Choosing the Right Socket Type
The selection of a test socket type depends on the specific requirements of your ICs and the testing environment. Here’s a quick comparison:
Socket Type | Best for | Key benefit | Drawback |
Fastlock | High volume quick testing | Fast, efficient testing with minimal intervention | Less precise for ultra-high-precision testing |
Screwlock | Precision testing, high-performance devices | Secure, stable connections ideal for sensitive ICs | Slower insertion/removal |
QFP | Surface-mount ICs with leads on all four sides | Reliable connection for QFP devices | Limited to QFP devices |
BGA | ICs with ball grid array packages | High-density, stable connection for modern ICs | Expensive and limited to BGA ICs |
Each socket type has its place, depending on the requirements of your testing environment and the specific IC being tested.

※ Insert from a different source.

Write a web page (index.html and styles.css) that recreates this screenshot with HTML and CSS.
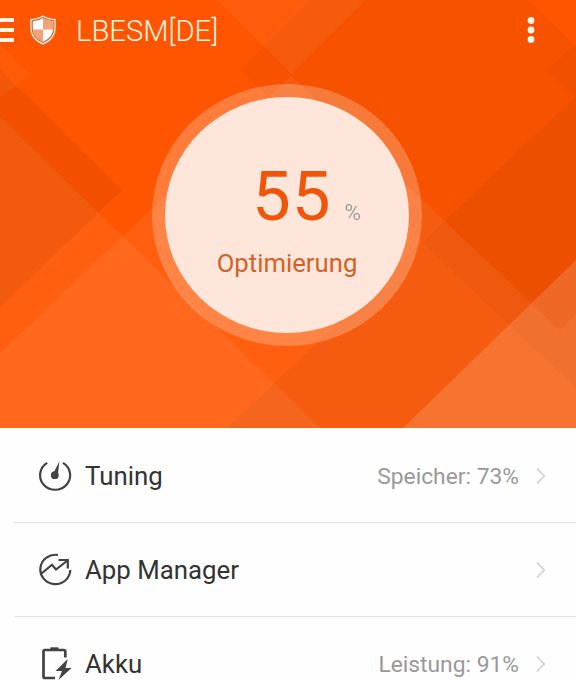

Fastlock sockets are great for high-volume environments, while Screwlock sockets are more suited for precision tasks. For QFP and BGA packages, specialized test sockets offer the reliability and performance needed for accurate and efficient testing.
By selecting the right test socket for your application, you can ensure that your semiconductor testing processes are as effective and efficient as possible.